No início do século XIX, a antiga colônia suplantou economicamente a metrópole, de modo que seria uma aberração manter a união por causa do antagonismo de interesses. Depois que D. Pedro decidiu permanecer no Brasil (em 9 de janeiro de 1822, que ficou conhecido como "Dia do Fico") a independência ficou mais próxima. Em maio, o príncipe-regente recebeu o título de Protetor e Defensor Perpétuo do Brasil, concedido pelo Senado da Câmara do Rio de Janeiro.
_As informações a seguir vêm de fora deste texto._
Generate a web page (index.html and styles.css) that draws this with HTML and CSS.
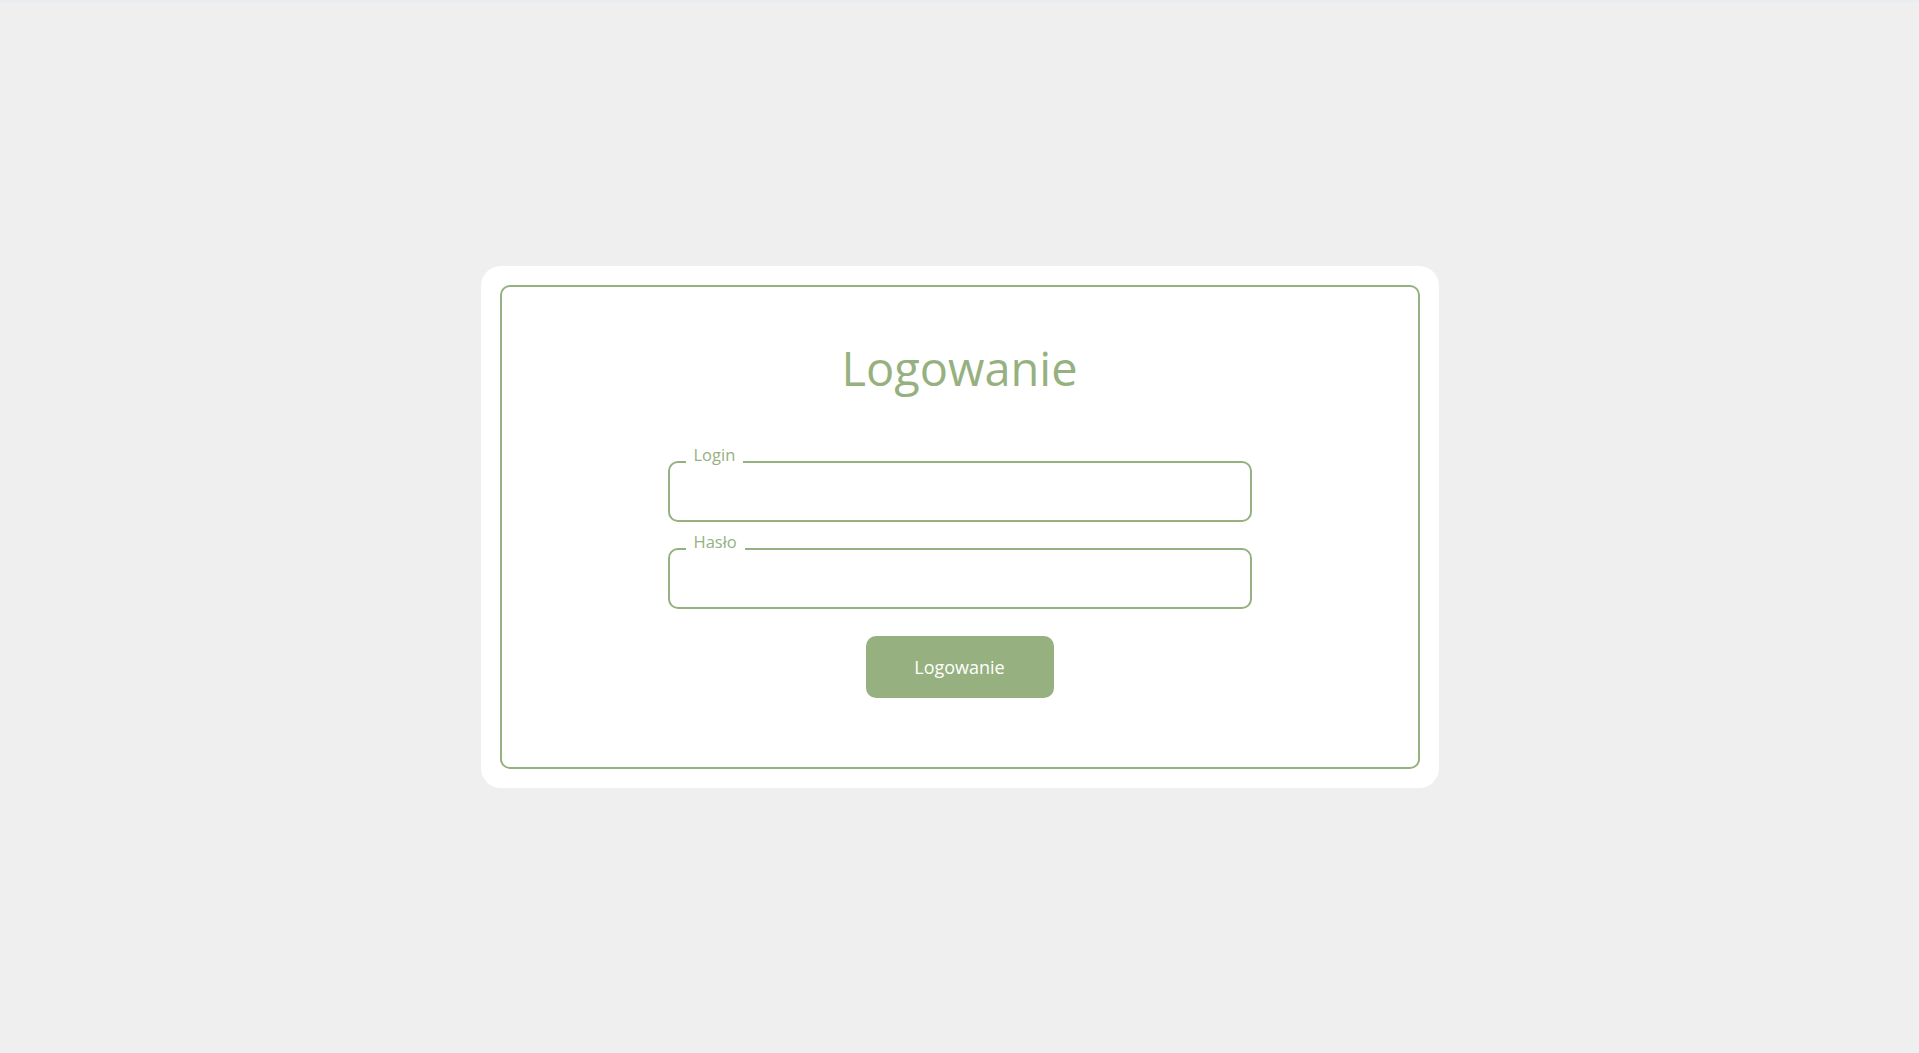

Em junho, expediu um decreto convocando uma Assembleia Constituinte (não estava claro quais eram suas reais atribuições, pois estava em andamento nas Cortes a redação de uma nova Constituição, que serviria para todo o Império, incluindo, obviamente, o Brasil). Foram eleitos 100 deputados, mas a primeira reunião só ocorreu em maio de 1823.
D. Pedro concluiu seu discurso na sessão de abertura com ameaças implícitas à "licenciosa liberdade" e dizendo esperar que a Carta "mereça a minha imperial aceitação". A resposta da Assembleia já denotava a possibilidade de um conflito entre os poderes. O voto, redigido por Antônio Carlos, irmão de José Bonifácio, dizia que a Constituinte não trairia os votos recebidos "oferecendo os direitos da Nação, em baixo holocausto ante o trono de Vossa Majestade Imperial, que não deseja e a quem mesmo não convém tão degradante sacrifício", e que as prerrogativas da Coroa, que completariam o ideal da monarquia, "quando se conservam em raias próprias, são a mais eficaz defesa dos direitos do cidadão e o maior obstáculo à erupção da tirania de qualquer denominação que seja".
Dezenas de sessões e muito debate depois, o projeto constitucional, liberal demais para um autocrata, não agradou ao imperador. Em 11 de novembro, a Assembleia declarou-se em sessão permanente, mas foi cercada por centenas de soldados e dissolvida por D. Pedro I. Parlamentares foram presos — entre os quais o próprio Antônio Carlos, que, irônico, saudou uma peça de artilharia: "Respeito muito seu poder". Os irmãos José Bonifácio, Antônio Carlos e Martim Francisco foram deportados para a França.
As províncias (como eram então chamados os Estados) repudiaram veementemente a dissolução da Constituinte. A Bahia exigiu que os deputados presos fossem libertados e que o sistema constitucional fosse mantido. D. Pedro I respondeu: "Quanto à mágoa da Província pela dissolução da Assembleia, não fora menor a de seu paternal coração, quando se viu na dura e indispensável necessidade de dar ao leal e generoso povo brasileiro esse motivo de descontentamento". Mas foi em Pernambuco e no Ceará que a resistência foi maior. Os rebeldes foram reprimidos violentamente. Dezenas de líderes foram mortos. Frei Caneca foi fuzilado em janeiro de 1825, no Recife. Só a família do escritor José de Alencar perdeu oito membros na rebelião.